The Public Order Bill being pushed through parliament is yet another draconian measure from an increasingly authoritarian government. A government that presumes to be able to lecture the rest of the world on democracy and human rights, with more authoritarian legislation than most. 

In effect, the Bill makes second class citizens of anyone with a criminal conviction by curbing their right to protest. It also makes second class citizens of protestors in general, who would be subject to sweeping police powers. It also reinforces the second-class status of young Black and Asian men who are subject to discriminatory and counter-productive stop and search. Finally, the Bill can be used to threaten the rights of workers in relation to transport.

The detail of the Bill contains provisions for Serious Disruption Prevention Orders for people with two convictions for public order offences, or even for those who have been convicted of no offence, but who are deemed to have caused ‘serious disruption.’

This is an egregious infringement of everyone’s civil liberties. It is also the type of legislation that marks authoritarian governments everywhere. Even if no court or judge or magistrate has found someone guilty of any criminal offence, they are treated as if they are guilty simply on the say-so of some state functionary, probably the police.

In the recent past, there have been huge demonstrations in this country, including the enormous demonstration against the Iraq war, the huge anti-Apartheid demos of the 1980s, or marches in support of the miners. These were exceptionally large crowds, acting entirely peacefully, yet causing massive disruption simply by the sheer weight of their numbers.

When a large section of the population is exercised enough about an issue to go on a march, they will cause huge disruption.  But that is their right, which is now under threat.

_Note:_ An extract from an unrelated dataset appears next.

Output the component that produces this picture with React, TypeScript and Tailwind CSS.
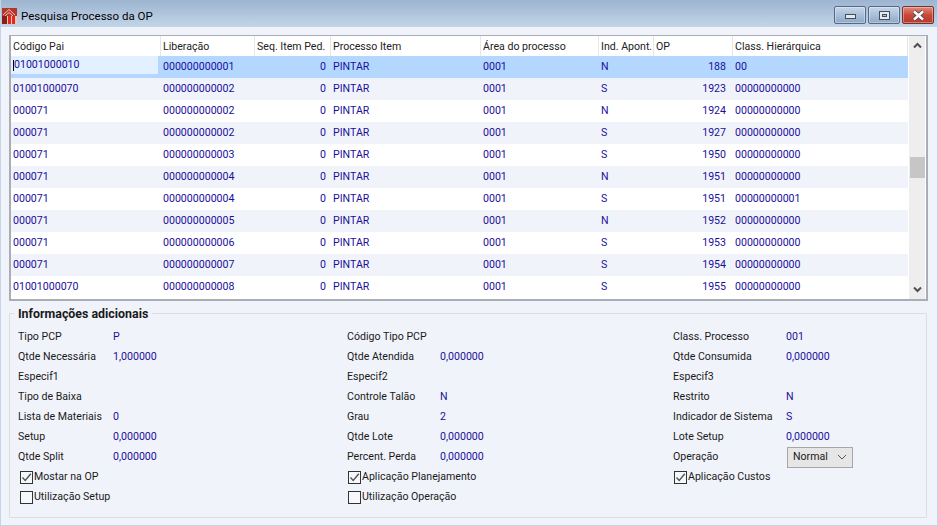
import React from "react";

const cols = [
  { w: 150, label: "Código Pai", align: "left", pr: 0 },
  { w: 94, label: "Liberação", align: "left", pr: 0 },
  { w: 76, label: "Seq. Item Ped.", align: "right", pr: 5 },
  { w: 150, label: "Processo Item", align: "left", pr: 0 },
  { w: 118, label: "Área do processo", align: "left", pr: 0 },
  { w: 55, label: "Ind. Apont.", align: "left", pr: 0 },
  { w: 79, label: "OP", align: "right", pr: 7 },
  { w: 175, label: "Class. Hierárquica", align: "left", pr: 0 },
];

const rows = [
  ["01001000010", "000000000001", "0", "PINTAR", "0001", "N", "188", "00"],
  ["01001000070", "000000000002", "0", "PINTAR", "0001", "S", "1923", "00000000000"],
  ["000071", "000000000002", "0", "PINTAR", "0001", "N", "1924", "00000000000"],
  ["000071", "000000000002", "0", "PINTAR", "0001", "S", "1927", "00000000000"],
  ["000071", "000000000003", "0", "PINTAR", "0001", "S", "1950", "00000000000"],
  ["000071", "000000000004", "0", "PINTAR", "0001", "N", "1951", "00000000000"],
  ["000071", "000000000004", "0", "PINTAR", "0001", "S", "1951", "00000000001"],
  ["000071", "000000000005", "0", "PINTAR", "0001", "N", "1952", "00000000000"],
  ["000071", "000000000006", "0", "PINTAR", "0001", "S", "1953", "00000000000"],
  ["000071", "000000000007", "0", "PINTAR", "0001", "S", "1954", "00000000000"],
  ["01001000070", "000000000008", "0", "PINTAR", "0001", "S", "1955", "00000000000"],
];

const form: [string, string][][] = [
  [["Tipo PCP", "P"], ["Qtde Necessária", "1,000000"], ["Especif1", ""], ["Tipo de Baixa", ""], ["Lista de Materiais", "0"], ["Setup", "0,000000"], ["Qtde Split", "0,000000"]],
  [["Código Tipo PCP", ""], ["Qtde Atendida", "0,000000"], ["Especif2", ""], ["Controle Talão", "N"], ["Grau", "2"], ["Qtde Lote", "0,000000"], ["Percent. Perda", "0,000000"]],
  [["Class. Processo", "001"], ["Qtde Consumida", "0,000000"], ["Especif3", ""], ["Restrito", "N"], ["Indicador de Sistema", "S"], ["Lote Setup", "0,000000"]],
];

function Check({ on, label, ml = 2 }: { on?: boolean; label: string; ml?: number }) {
  return (
    <div className="flex h-5 items-center">
      <div style={{ marginLeft: ml }} className="mr-[1px] flex h-[13px] w-[13px] items-center justify-center border border-[#333333] bg-[#f7f8fc]">
        {on && (
          <svg width="11" height="11" viewBox="0 0 11 11" fill="none">
            <path d="M1.5 5.5 L4.2 8.5 L9.8 1.8" stroke="#555555" strokeWidth="1.4" />
          </svg>
        )}
      </div>
      <span>{label}</span>
    </div>
  );
}

function Field({ label, value, lw }: { label: string; value: string; lw: number }) {
  return (
    <div className="flex h-5 items-center">
      <span className="shrink-0" style={{ width: lw }}>{label}</span>
      <span className="text-[#1a0f9c]">{value}</span>
    </div>
  );
}

function WinBtn({ w, red, children }: { w: number; red?: boolean; children: React.ReactNode }) {
  return (
    <div
      style={{ width: w }}
      className={
        "flex h-[18px] items-center justify-center rounded-[2px] border shadow-[inset_0_0_0_1px_rgba(255,255,255,0.35)] " +
        (red
          ? "border-[#7a2f2a] bg-gradient-to-b from-[#e08a7c] via-[#c9483a] to-[#b8392e]"
          : "border-[#54698a] bg-gradient-to-b from-[#c6d6e8] via-[#a9c0d8] to-[#8ea9c6]")
      }
    >
      {children}
    </div>
  );
}

export default function App() {
  return (
    <div className="flex h-[526px] w-[938px] flex-col overflow-hidden border-x border-b border-[#c3d4e6] bg-[#f1f3fa] font-['Roboto','Noto_Sans',sans-serif] text-[10.6px] leading-none text-[#1a1a1a]">
      <div className="flex h-[27px] shrink-0 items-center bg-gradient-to-b from-[#9db5d0] to-[#c3d5e8] pl-[1px] pr-[3px]">
        <svg width="15" height="16" viewBox="0 0 15 16" className="mr-[4px] mt-[4px]">
          <rect x="0" y="0" width="15" height="16" fill="#b5352b" />
          <path d="M1 7 L7 1.5 L13 7" fill="none" stroke="#f3c3bc" strokeWidth="1" />
          <path d="M3 8 L7 4.5 L11 8" fill="none" stroke="#f3c3bc" strokeWidth="1" />
          <rect x="0" y="8" width="5" height="8" fill="#8a1f18" />
          <rect x="6" y="8" width="3" height="8" fill="#e02a1c" />
          <rect x="10" y="8" width="3" height="8" fill="#e02a1c" />
          <rect x="5" y="8" width="1" height="8" fill="#f3c3bc" />
          <rect x="9" y="8" width="1" height="8" fill="#f3c3bc" />
          <rect x="13" y="8" width="2" height="8" fill="#f3c3bc" />
        </svg>
        <span className="mt-[6px] text-[11.5px] text-black">Pesquisa Processo da OP</span>
        <div className="ml-auto mt-[3px] flex gap-[2px]">
          <WinBtn w={32}>
            <div className="mt-[3px] h-[5px] w-[11px] border border-[#444c58] bg-[#e3e9f1]" />
          </WinBtn>
          <WinBtn w={32}>
            <div className="flex h-[9px] w-[11px] items-center justify-center border border-[#444c58] bg-[#e3e9f1]">
              <div className="h-[3px] w-[5px] border border-[#444c58] bg-[#a9c0d8]" />
            </div>
          </WinBtn>
          <WinBtn w={32} red>
            <svg width="13" height="11" viewBox="0 0 13 11">
              <path d="M2 1.5 L11 9.5 M11 1.5 L2 9.5" stroke="#454a52" strokeWidth="4" />
              <path d="M2 1.5 L11 9.5 M11 1.5 L2 9.5" stroke="#ffffff" strokeWidth="2.4" />
            </svg>
          </WinBtn>
        </div>
      </div>

      <div className="mx-[8px] mt-[8px] flex h-[266px] w-[919px] shrink-0 border-y border-x-2 border-b-2 border-[#a9adb5] bg-white">
        <div className="flex w-[897px] shrink-0 flex-col">
          <div className="flex h-[20px] shrink-0 items-center">
            {cols.map((c) => (
              <div key={c.label} style={{ width: c.w }} className="flex h-full shrink-0 items-center whitespace-nowrap border-r-[1px] border-[#e6e6e6] pl-[2px] pt-[2px] text-[#222222]">
                {c.label}
              </div>
            ))}
          </div>
          {rows.map((r, i) => (
            <div key={i} className={"relative flex h-[22px] shrink-0 items-center text-[#1a0f9c] " + (i === 0 ? "bg-[#b3d7ff]" : i % 2 === 1 ? "bg-[#f1f3fa]" : "bg-white")}>
              {r.map((v, j) => (
                <div key={j} style={{ width: cols[j].w, paddingRight: cols[j].pr }} className={"shrink-0 whitespace-nowrap pl-[2px] " + (cols[j].align === "right" ? "text-right" : "")}>
                  {i === 0 && j === 0 ? "" : v}
                </div>
              ))}
              {i === 0 && (
                <div className="absolute left-0 top-0 flex h-[18px] w-[147px] items-start bg-[#e3f0ff] pl-[2px] pt-[4px]">
                  <span className="-mr-[1px] border-l border-black">{v0}</span>
                </div>
              )}
            </div>
          ))}
        </div>
        <div className="ml-[1px] flex w-[16px] shrink-0 flex-col items-center bg-[#eeeeee]">
          <svg width="9" height="7" viewBox="0 0 9 7" className="mt-[6px]">
            <path d="M1 5.5 L4.5 2 L8 5.5" fill="none" stroke="#505050" strokeWidth="2" />
          </svg>
          <div className="mt-[108px] h-[21px] w-[15px] bg-[#c6c6c6]" />
          <svg width="9" height="7" viewBox="0 0 9 7" className="mt-auto mb-[6px]">
            <path d="M1 1.5 L4.5 5 L8 1.5" fill="none" stroke="#505050" strokeWidth="2" />
          </svg>
        </div>
      </div>

      <div className="relative mx-[8px] mt-[12px] flex h-[205px] w-[918px] shrink-0 rounded-[1px] border border-[#dcdee3] pl-[8px] pt-[13px]">
        <span className="absolute left-[4px] top-[-6px] bg-[#f1f3fa] px-[4px] text-[12.4px] font-bold text-[#1a1a1a]">Informações adicionais</span>
        <div className="flex w-[329px] shrink-0 flex-col">
          {form[0].map(([l, v]) => <Field key={l} label={l} value={v} lw={95} />)}
          <Check on label="Mostar na OP" />
          <Check label="Utilização Setup" />
        </div>
        <div className="flex w-[326px] shrink-0 flex-col">
          {form[1].map(([l, v]) => <Field key={l} label={l} value={v} lw={93} />)}
          <Check on ml={1} label="Aplicação Planejamento" />
          <Check ml={1} label="Utilização Operação" />
        </div>
        <div className="flex flex-col">
          {form[2].map(([l, v]) => <Field key={l} label={l} value={v} lw={113} />)}
          <div className="flex h-5 items-center">
            <span className="w-[114px] shrink-0">Operação</span>
            <div className="flex h-[21px] w-[66px] items-center justify-between border border-[#a6a6a6] bg-[#e6e6e6] pl-[5px] pr-[5px]">
              <span>Normal</span>
              <svg width="10" height="6" viewBox="0 0 10 6"><path d="M1 1 L5 5 L9 1" fill="none" stroke="#555555" strokeWidth="1" /></svg>
            </div>
          </div>
          <Check on ml={1} label="Aplicação Custos" />
        </div>
      </div>
    </div>
  );
}

const v0 = "01001000010";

On stop and search, this Bill proposes to give free rein to some of the worst policing practices. The overwhelming majority of the stop and search operations in this country are conducted by the Metropolitan Police. The Met imposes stop and search on one section of one community, which is young Black men.

According to the Home Office’s own data, 6 white people from every thousand are subject to stop and search.  This compares to 54 among Black people and rises to 157 people designated ‘Black Other’ in Home Office categorisations. This is wholly unacceptable and flagrantly discriminatory.

Both Her Majesty’s Inspectorate of Policing and the College of Policing have criticised this use of random stop and search and argued that it is counter-productive.

There is too the issue of the Bill’s provisions on the prohibition of obstruction of major transport works, which the government claims is aimed at Extinction Rebellion.  But legislation has a habit of being adapted to suit the needs of government, especially legislation as loosely drawn and as draconian as this.

This government is already using wild rhetoric about the prospect of an industrial dispute on the railways in the near future. This is also a government which has not prevented the terrible practice of ‘fire and rehire’. It did nothing to prevent the union-busting at P&O.

The government’s own track record and ministers’ recent statements should ring alarm bells for all trades unionists. The Bill would allow a further serious erosion of fundamental rights, in this case the right to organise in the workplace and the right to strike.